We may never know if the FlyingT was conceived first or not, but letting it stand on its own for a while was a highlight for the year 2019, MB&F as a brand, and me as a human.

3: Resurgence of unique moon phase and astronomical watches

Hermès Arceau L’Heure de la Lune, Sarpaneva Lunations, Girard-Perregaux Cosmos, Ulysse Nardin Marine Mega Yacht, Ferdinand Berthoud Far Side Of The Moon . . .

For me, this group of watches represented some true highlights of 2019 as a variety of brands invested time and creativity into developing clearly unique offerings for moon phase and astronomical complications.

Hermès Arceau L’Heure De La Lune with meteorite dial

The differences are dramatic (no simple tiny disk moon phases here) and show that the moon phase (and other astronomical complications) are not limited to the boring, basic indications of the past.

What’s more, every brand (aside from, arguably, Girard-Perregaux) is not among the mainstream brands that focus on broad appeal and market volume above creativity. Given that these are some of my absolute favorite emotional complications, I was thrilled to see such representation in 2019.

2: A. Lange & Söhne Odysseus

The watch style that nearly every brand has in its collection is exactly the one that I didn’t expect A. Lange & Söhne to create. Not because the German engineers couldn’t do it or it didn’t fit with the brand, but mainly because it has been stated that in the Lange ideal of fine watchmaking only precious metals are good enough for an A. Lange & Söhne watch.

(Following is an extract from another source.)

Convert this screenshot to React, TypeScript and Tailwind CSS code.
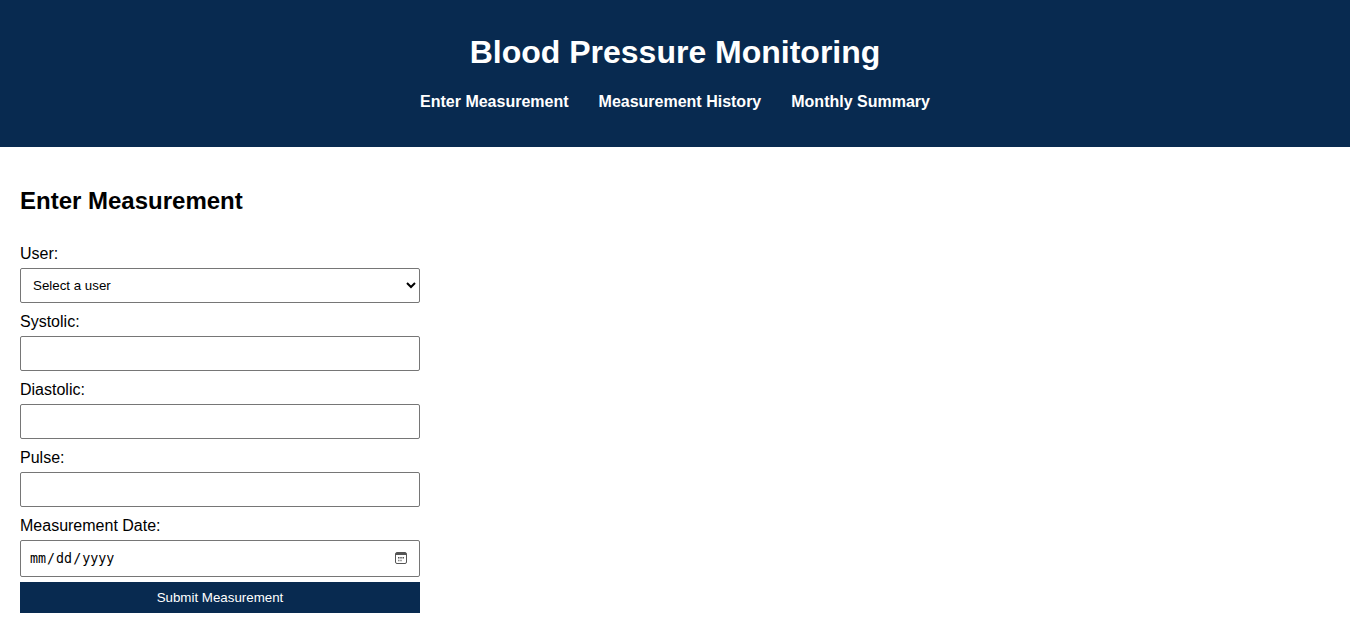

That is why only one-off editions, prototypes, or “service watches” were ever made in stainless steel. And so a stainless-steel watch for Lange has always been a bit like a unicorn.

That, and it was assumed the sport style wouldn’t really work for A. Lange & Söhne given the design language it uses.

But, lo and behold, A. Lange & Söhne released the Odysseus and joined the ranks of high-end watchmakers with a blue dialed stainless-steel sport watch.

Lange being Lange, a brand-new movement was developed for the watch (the rule is new watch, new movement) that included a new date and weekday indication that works similarly to the brand’s now-iconic large date.

Predictably, the collector community was split, and while many slapped down deposits in the first minutes after launch others took to their keyboards to voice displeasure with the decisions from the German brand.

Basically, the internet reacted exactly as it so often does, which shows that the watch industry is finally fully immersed in the online world and it only took a few decades to get there.

1: Only Watch 2019: Urwerk/De Bethune Moon Satellite, F.P. Journe Astronomic Blue, Patek Philippe Grandmaster Chime

The Only Watch auction that took place shortly after the 2019 Grand Prix d’Horlogerie de Genève is probably the thing that most defines 2019 for me because it saw the release of some awesome unique pieces and shattered records for a variety of watches, brands, and the title of most expensive watch ever (sold at auction or otherwise).

There were many fantastic highlights for the unique pieces auctioned off that day, but three stand out to me above the rest (and that is saying something).

The Urwerk/De Bethune Moon Satellite crossover watch was a collaboration that I have been waiting years for. Urwerk and MB&F had already worked together (on the Nitro project), and Urwerk and Laurent Ferrier have collaborated, but never De Bethune and Urwerk, two brands that seem perfect for each other.

I am glad the two came together for such a good cause, but I also hope that this isn’t a one-time thing!

F.P. Journe sort of stunned people by releasing an entirely new watch that is the first Journe to feature astronomical indications, and it did not disappoint. The Only Watch offering was a prototype movement jam-packed with a minute repeater, tourbillon with remontoir d’égalité, dead beat seconds, second time zone, sidereal time, sunrise and sunset, moon phase, day/night indication, annual calendar, equation of time display, and power reserve.

It was basically a grand complication Journe style and without doubt a highlight for F.P. Journe, for Only Watch, and everyone else.

But the star of the show was Patek Philippe, who donated a stainless steel-encased version of the extremely limited Grandmaster Chime that came with an auction estimate double the original retail price of CHF 1.5 million for this watch.

It ended up setting a record for the most expensive watch ever sold at auction (or anywhere else for that matter), fetching a hammer price of CHF 31 million.

Even better, the insane amount of money paid for this watch didn’t go to a wealthy collector or the coffers of Patek Philippe, but instead went entirely to funding research into cures and treatments for Duchenne muscular dystrophy.

Since Only Watch has become THE place to flex wealth for a good cause while getting cool watches in return (and a place for brands to show off while also doing something good), I think that the Only Watch auction and these watches are the truest definition of 2019 that I could hope for.

It’s a combination of incredible engineering and creative horology that finds a way to use astonishing wealth for a good purpose. If there were more stories like the successes of Only Watch, the world would be an even better place.